What to work on
Quote from the first line below through the line that contains "</puesto-page>", both included, and leave the pictures out.

Raw data

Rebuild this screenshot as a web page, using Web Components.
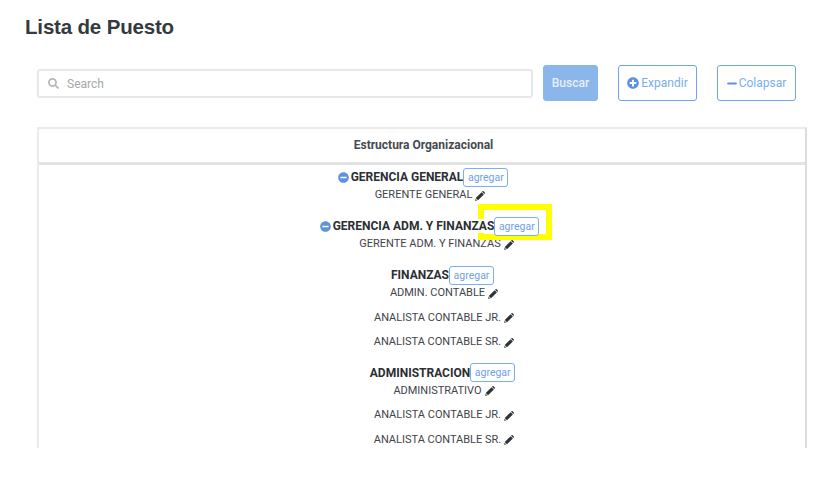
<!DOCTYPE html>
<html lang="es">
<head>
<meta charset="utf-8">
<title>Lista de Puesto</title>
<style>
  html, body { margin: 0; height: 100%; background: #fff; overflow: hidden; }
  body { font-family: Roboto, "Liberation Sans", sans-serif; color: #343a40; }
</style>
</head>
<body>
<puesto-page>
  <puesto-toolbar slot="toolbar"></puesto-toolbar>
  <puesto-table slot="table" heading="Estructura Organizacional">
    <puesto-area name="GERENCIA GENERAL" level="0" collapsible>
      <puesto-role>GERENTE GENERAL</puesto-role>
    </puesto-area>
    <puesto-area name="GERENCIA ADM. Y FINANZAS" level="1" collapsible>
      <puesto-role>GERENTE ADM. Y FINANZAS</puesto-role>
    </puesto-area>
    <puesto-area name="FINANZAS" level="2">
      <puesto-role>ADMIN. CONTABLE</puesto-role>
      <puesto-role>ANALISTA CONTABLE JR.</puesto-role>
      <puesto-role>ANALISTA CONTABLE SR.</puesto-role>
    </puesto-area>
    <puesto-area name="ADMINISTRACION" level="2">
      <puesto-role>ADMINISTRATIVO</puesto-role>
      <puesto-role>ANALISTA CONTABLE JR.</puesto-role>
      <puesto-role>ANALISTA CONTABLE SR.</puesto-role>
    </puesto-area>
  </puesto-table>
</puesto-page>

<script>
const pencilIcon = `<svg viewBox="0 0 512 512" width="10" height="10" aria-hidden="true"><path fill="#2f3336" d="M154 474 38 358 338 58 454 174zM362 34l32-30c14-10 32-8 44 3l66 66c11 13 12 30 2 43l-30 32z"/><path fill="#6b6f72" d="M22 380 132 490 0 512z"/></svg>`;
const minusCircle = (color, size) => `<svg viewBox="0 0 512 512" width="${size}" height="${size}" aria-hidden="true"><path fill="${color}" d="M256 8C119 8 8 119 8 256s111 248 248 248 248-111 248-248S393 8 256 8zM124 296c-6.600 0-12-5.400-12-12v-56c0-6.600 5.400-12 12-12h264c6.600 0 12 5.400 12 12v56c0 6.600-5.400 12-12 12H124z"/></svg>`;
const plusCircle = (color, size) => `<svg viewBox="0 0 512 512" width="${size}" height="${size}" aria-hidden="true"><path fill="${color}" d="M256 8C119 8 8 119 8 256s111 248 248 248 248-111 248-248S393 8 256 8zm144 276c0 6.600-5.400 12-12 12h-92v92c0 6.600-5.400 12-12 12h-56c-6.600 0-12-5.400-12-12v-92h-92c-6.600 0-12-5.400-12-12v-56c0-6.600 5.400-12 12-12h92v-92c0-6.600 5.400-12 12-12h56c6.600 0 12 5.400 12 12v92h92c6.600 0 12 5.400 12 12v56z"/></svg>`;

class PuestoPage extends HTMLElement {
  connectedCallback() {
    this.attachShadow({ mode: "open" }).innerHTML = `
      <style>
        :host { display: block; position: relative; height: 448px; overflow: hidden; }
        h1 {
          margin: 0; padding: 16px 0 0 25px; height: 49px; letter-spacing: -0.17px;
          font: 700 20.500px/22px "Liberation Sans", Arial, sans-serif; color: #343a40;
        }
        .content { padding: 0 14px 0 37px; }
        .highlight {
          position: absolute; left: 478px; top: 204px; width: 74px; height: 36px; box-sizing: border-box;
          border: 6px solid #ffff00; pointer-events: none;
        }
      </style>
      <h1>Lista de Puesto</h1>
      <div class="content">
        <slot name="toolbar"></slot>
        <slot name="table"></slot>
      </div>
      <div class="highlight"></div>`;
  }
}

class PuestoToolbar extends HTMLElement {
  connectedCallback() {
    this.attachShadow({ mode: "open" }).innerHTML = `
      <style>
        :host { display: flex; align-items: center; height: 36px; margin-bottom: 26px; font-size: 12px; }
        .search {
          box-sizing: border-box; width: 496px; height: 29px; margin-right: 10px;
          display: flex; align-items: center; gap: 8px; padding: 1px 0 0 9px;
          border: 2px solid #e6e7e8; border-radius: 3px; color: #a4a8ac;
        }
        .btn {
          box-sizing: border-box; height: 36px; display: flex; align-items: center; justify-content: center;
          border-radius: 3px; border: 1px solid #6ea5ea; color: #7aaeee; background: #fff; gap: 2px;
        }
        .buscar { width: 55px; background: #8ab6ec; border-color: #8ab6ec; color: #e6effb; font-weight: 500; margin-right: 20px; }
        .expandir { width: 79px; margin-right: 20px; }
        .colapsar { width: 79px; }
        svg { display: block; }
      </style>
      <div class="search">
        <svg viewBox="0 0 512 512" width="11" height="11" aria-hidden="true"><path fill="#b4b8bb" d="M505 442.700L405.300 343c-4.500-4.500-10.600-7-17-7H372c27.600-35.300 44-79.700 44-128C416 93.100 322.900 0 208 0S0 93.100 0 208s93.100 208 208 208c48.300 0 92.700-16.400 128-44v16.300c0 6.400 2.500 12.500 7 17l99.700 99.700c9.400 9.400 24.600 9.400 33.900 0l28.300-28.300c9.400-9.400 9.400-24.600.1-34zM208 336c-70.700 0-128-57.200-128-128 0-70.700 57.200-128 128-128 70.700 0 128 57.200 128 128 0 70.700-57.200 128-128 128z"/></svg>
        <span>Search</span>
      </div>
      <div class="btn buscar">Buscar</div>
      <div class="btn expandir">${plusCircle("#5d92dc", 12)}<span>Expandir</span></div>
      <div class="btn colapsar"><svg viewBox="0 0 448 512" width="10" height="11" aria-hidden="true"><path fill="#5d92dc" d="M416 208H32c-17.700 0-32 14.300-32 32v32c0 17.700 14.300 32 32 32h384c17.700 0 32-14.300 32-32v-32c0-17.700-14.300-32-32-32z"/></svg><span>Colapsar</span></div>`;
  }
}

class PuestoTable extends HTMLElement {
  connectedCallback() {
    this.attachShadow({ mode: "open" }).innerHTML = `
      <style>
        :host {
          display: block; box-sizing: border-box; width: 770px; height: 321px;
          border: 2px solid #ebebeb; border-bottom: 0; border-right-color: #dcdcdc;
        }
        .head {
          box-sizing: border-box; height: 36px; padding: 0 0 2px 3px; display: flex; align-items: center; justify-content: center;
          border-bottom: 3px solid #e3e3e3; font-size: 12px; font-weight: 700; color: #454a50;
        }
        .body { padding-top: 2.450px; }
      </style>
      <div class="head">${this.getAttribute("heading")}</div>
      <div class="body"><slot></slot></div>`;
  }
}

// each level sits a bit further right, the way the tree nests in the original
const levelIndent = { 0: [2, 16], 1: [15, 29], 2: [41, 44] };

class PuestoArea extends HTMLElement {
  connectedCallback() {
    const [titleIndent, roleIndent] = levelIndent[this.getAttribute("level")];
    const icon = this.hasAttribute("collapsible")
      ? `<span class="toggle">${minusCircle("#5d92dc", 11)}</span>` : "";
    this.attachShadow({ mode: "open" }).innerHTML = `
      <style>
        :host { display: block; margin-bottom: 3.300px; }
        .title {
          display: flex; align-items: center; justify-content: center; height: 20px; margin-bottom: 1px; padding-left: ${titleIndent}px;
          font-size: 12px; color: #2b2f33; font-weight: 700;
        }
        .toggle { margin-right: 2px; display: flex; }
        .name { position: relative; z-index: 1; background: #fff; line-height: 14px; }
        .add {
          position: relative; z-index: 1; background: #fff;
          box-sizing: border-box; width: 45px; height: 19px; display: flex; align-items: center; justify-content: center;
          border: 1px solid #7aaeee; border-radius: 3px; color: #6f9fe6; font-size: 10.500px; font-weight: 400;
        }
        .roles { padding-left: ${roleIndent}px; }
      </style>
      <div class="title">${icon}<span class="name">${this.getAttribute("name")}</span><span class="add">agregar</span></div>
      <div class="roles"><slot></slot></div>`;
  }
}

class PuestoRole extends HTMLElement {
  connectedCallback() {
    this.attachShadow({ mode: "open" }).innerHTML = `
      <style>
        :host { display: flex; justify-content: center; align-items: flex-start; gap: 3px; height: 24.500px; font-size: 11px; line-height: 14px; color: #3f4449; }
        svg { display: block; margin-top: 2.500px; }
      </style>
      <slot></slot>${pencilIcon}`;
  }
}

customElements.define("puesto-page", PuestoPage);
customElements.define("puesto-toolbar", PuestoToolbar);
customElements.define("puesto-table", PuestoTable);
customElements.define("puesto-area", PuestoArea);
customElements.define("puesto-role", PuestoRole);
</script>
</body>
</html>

Answer to this problem
Rebuild this screenshot as a web page, using Web Components.
<!DOCTYPE html>
<html lang="es">
<head>
<meta charset="utf-8">
<title>Lista de Puesto</title>
<style>
  html, body { margin: 0; height: 100%; background: #fff; overflow: hidden; }
  body { font-family: Roboto, "Liberation Sans", sans-serif; color: #343a40; }
</style>
</head>
<body>
<puesto-page>
  <puesto-toolbar slot="toolbar"></puesto-toolbar>
  <puesto-table slot="table" heading="Estructura Organizacional">
    <puesto-area name="GERENCIA GENERAL" level="0" collapsible>
      <puesto-role>GERENTE GENERAL</puesto-role>
    </puesto-area>
    <puesto-area name="GERENCIA ADM. Y FINANZAS" level="1" collapsible>
      <puesto-role>GERENTE ADM. Y FINANZAS</puesto-role>
    </puesto-area>
    <puesto-area name="FINANZAS" level="2">
      <puesto-role>ADMIN. CONTABLE</puesto-role>
      <puesto-role>ANALISTA CONTABLE JR.</puesto-role>
      <puesto-role>ANALISTA CONTABLE SR.</puesto-role>
    </puesto-area>
    <puesto-area name="ADMINISTRACION" level="2">
      <puesto-role>ADMINISTRATIVO</puesto-role>
      <puesto-role>ANALISTA CONTABLE JR.</puesto-role>
      <puesto-role>ANALISTA CONTABLE SR.</puesto-role>
    </puesto-area>
  </puesto-table>
</puesto-page>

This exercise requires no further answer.